### Set task:
Set the listing down again in full, word for word, with the pictures left out.

+++ Source data

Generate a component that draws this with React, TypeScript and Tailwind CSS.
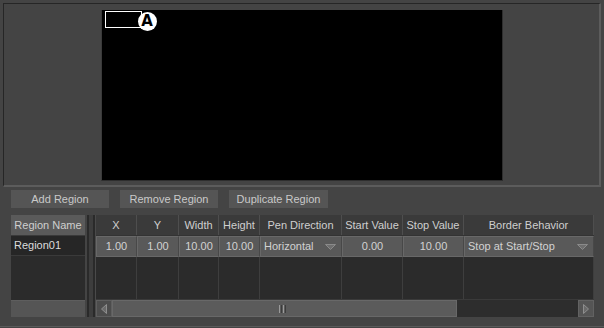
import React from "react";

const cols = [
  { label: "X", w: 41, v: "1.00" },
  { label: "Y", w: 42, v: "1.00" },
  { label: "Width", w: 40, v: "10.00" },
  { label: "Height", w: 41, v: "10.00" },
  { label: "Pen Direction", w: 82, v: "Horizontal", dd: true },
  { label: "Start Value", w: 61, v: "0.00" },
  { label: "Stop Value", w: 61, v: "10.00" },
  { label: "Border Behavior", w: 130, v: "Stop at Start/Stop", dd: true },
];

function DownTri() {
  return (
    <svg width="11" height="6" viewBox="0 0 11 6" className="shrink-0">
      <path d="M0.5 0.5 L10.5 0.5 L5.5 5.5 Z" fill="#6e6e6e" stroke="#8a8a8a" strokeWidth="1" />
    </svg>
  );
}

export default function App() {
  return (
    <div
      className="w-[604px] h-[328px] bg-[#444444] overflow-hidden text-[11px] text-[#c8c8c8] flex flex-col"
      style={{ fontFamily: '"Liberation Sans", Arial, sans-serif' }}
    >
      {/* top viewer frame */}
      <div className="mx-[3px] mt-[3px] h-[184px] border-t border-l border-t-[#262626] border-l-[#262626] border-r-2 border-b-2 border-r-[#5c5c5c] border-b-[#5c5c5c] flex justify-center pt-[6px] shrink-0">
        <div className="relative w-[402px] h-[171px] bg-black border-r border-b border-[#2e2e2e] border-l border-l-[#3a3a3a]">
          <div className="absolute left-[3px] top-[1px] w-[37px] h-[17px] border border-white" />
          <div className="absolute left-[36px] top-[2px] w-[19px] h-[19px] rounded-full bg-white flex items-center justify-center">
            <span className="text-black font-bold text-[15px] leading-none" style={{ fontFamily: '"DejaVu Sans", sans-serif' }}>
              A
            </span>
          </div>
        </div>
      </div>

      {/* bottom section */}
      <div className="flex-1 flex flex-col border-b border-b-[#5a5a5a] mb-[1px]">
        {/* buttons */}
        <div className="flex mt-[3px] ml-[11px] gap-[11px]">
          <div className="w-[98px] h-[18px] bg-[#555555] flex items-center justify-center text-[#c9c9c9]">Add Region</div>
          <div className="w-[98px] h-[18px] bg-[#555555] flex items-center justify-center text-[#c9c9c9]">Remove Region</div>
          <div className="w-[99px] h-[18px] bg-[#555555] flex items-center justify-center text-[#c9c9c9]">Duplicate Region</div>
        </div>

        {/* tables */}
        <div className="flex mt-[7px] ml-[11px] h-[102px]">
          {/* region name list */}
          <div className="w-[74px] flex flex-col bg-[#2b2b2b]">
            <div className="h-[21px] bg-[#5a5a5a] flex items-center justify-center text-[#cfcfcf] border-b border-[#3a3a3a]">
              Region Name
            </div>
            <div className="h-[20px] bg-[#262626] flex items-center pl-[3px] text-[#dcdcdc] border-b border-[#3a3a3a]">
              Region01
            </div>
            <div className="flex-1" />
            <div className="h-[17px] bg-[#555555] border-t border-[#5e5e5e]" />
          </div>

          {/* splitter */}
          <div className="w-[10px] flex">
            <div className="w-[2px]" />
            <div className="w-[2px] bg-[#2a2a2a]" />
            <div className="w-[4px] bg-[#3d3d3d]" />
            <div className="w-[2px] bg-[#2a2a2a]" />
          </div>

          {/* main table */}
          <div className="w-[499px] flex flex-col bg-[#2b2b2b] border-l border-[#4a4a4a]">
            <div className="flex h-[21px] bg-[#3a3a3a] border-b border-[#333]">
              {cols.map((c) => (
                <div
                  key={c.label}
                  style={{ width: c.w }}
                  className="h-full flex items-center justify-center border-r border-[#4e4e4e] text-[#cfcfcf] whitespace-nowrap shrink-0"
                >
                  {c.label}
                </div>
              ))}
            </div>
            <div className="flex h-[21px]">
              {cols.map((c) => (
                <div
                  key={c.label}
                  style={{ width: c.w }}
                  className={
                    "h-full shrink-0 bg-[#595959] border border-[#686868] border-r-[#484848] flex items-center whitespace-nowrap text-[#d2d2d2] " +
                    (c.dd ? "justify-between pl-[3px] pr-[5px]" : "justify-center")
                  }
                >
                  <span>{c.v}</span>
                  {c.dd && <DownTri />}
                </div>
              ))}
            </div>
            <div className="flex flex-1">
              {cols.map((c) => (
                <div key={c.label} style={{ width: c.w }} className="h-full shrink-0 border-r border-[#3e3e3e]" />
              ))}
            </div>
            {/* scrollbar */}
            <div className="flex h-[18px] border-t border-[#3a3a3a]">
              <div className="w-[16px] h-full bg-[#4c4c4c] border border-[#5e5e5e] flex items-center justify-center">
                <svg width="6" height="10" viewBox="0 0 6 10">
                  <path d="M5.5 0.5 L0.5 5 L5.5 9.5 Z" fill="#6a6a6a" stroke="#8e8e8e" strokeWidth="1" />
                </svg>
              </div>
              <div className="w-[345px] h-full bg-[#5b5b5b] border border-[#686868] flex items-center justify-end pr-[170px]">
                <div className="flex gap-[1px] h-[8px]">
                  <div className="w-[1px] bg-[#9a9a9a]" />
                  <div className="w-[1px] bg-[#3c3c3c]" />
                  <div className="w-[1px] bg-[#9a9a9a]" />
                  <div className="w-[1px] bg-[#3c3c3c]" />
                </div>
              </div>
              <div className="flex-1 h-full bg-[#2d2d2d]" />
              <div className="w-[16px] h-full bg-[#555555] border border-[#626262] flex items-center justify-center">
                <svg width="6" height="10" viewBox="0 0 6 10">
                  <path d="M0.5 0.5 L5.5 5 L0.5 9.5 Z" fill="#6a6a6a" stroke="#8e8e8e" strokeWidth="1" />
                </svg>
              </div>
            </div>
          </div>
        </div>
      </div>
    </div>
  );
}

++++++

### Full response:
Generate a component that draws this with React, TypeScript and Tailwind CSS.
import React from "react";

const cols = [
  { label: "X", w: 41, v: "1.00" },
  { label: "Y", w: 42, v: "1.00" },
  { label: "Width", w: 40, v: "10.00" },
  { label: "Height", w: 41, v: "10.00" },
  { label: "Pen Direction", w: 82, v: "Horizontal", dd: true },
  { label: "Start Value", w: 61, v: "0.00" },
  { label: "Stop Value", w: 61, v: "10.00" },
  { label: "Border Behavior", w: 130, v: "Stop at Start/Stop", dd: true },
];

function DownTri() {
  return (
    <svg width="11" height="6" viewBox="0 0 11 6" className="shrink-0">
      <path d="M0.5 0.5 L10.5 0.5 L5.5 5.5 Z" fill="#6e6e6e" stroke="#8a8a8a" strokeWidth="1" />
    </svg>
  );
}

export default function App() {
  return (
    <div
      className="w-[604px] h-[328px] bg-[#444444] overflow-hidden text-[11px] text-[#c8c8c8] flex flex-col"
      style={{ fontFamily: '"Liberation Sans", Arial, sans-serif' }}
    >
      {/* top viewer frame */}
      <div className="mx-[3px] mt-[3px] h-[184px] border-t border-l border-t-[#262626] border-l-[#262626] border-r-2 border-b-2 border-r-[#5c5c5c] border-b-[#5c5c5c] flex justify-center pt-[6px] shrink-0">
        <div className="relative w-[402px] h-[171px] bg-black border-r border-b border-[#2e2e2e] border-l border-l-[#3a3a3a]">
          <div className="absolute left-[3px] top-[1px] w-[37px] h-[17px] border border-white" />
          <div className="absolute left-[36px] top-[2px] w-[19px] h-[19px] rounded-full bg-white flex items-center justify-center">
            <span className="text-black font-bold text-[15px] leading-none" style={{ fontFamily: '"DejaVu Sans", sans-serif' }}>
              A
            </span>
          </div>
        </div>
      </div>

      {/* bottom section */}
      <div className="flex-1 flex flex-col border-b border-b-[#5a5a5a] mb-[1px]">
        {/* buttons */}
        <div className="flex mt-[3px] ml-[11px] gap-[11px]">
          <div className="w-[98px] h-[18px] bg-[#555555] flex items-center justify-center text-[#c9c9c9]">Add Region</div>
          <div className="w-[98px] h-[18px] bg-[#555555] flex items-center justify-center text-[#c9c9c9]">Remove Region</div>
          <div className="w-[99px] h-[18px] bg-[#555555] flex items-center justify-center text-[#c9c9c9]">Duplicate Region</div>
        </div>

        {/* tables */}
        <div className="flex mt-[7px] ml-[11px] h-[102px]">
          {/* region name list */}
          <div className="w-[74px] flex flex-col bg-[#2b2b2b]">
            <div className="h-[21px] bg-[#5a5a5a] flex items-center justify-center text-[#cfcfcf] border-b border-[#3a3a3a]">
              Region Name
            </div>
            <div className="h-[20px] bg-[#262626] flex items-center pl-[3px] text-[#dcdcdc] border-b border-[#3a3a3a]">
              Region01
            </div>
            <div className="flex-1" />
            <div className="h-[17px] bg-[#555555] border-t border-[#5e5e5e]" />
          </div>

          {/* splitter */}
          <div className="w-[10px] flex">
            <div className="w-[2px]" />
            <div className="w-[2px] bg-[#2a2a2a]" />
            <div className="w-[4px] bg-[#3d3d3d]" />
            <div className="w-[2px] bg-[#2a2a2a]" />
          </div>

          {/* main table */}
          <div className="w-[499px] flex flex-col bg-[#2b2b2b] border-l border-[#4a4a4a]">
            <div className="flex h-[21px] bg-[#3a3a3a] border-b border-[#333]">
              {cols.map((c) => (
                <div
                  key={c.label}
                  style={{ width: c.w }}
                  className="h-full flex items-center justify-center border-r border-[#4e4e4e] text-[#cfcfcf] whitespace-nowrap shrink-0"
                >
                  {c.label}
                </div>
              ))}
            </div>
            <div className="flex h-[21px]">
              {cols.map((c) => (
                <div
                  key={c.label}
                  style={{ width: c.w }}
                  className={
                    "h-full shrink-0 bg-[#595959] border border-[#686868] border-r-[#484848] flex items-center whitespace-nowrap text-[#d2d2d2] " +
                    (c.dd ? "justify-between pl-[3px] pr-[5px]" : "justify-center")
                  }
                >
                  <span>{c.v}</span>
                  {c.dd && <DownTri />}
                </div>
              ))}
            </div>
            <div className="flex flex-1">
              {cols.map((c) => (
                <div key={c.label} style={{ width: c.w }} className="h-full shrink-0 border-r border-[#3e3e3e]" />
              ))}
            </div>
            {/* scrollbar */}
            <div className="flex h-[18px] border-t border-[#3a3a3a]">
              <div className="w-[16px] h-full bg-[#4c4c4c] border border-[#5e5e5e] flex items-center justify-center">
                <svg width="6" height="10" viewBox="0 0 6 10">
                  <path d="M5.5 0.5 L0.5 5 L5.5 9.5 Z" fill="#6a6a6a" stroke="#8e8e8e" strokeWidth="1" />
                </svg>
              </div>
              <div className="w-[345px] h-full bg-[#5b5b5b] border border-[#686868] flex items-center justify-end pr-[170px]">
                <div className="flex gap-[1px] h-[8px]">
                  <div className="w-[1px] bg-[#9a9a9a]" />
                  <div className="w-[1px] bg-[#3c3c3c]" />
                  <div className="w-[1px] bg-[#9a9a9a]" />
                  <div className="w-[1px] bg-[#3c3c3c]" />
                </div>
              </div>
              <div className="flex-1 h-full bg-[#2d2d2d]" />
              <div className="w-[16px] h-full bg-[#555555] border border-[#626262] flex items-center justify-center">
                <svg width="6" height="10" viewBox="0 0 6 10">
                  <path d="M0.5 0.5 L5.5 5 L0.5 9.5 Z" fill="#6a6a6a" stroke="#8e8e8e" strokeWidth="1" />
                </svg>
              </div>
            </div>
          </div>
        </div>
      </div>
    </div>
  );
}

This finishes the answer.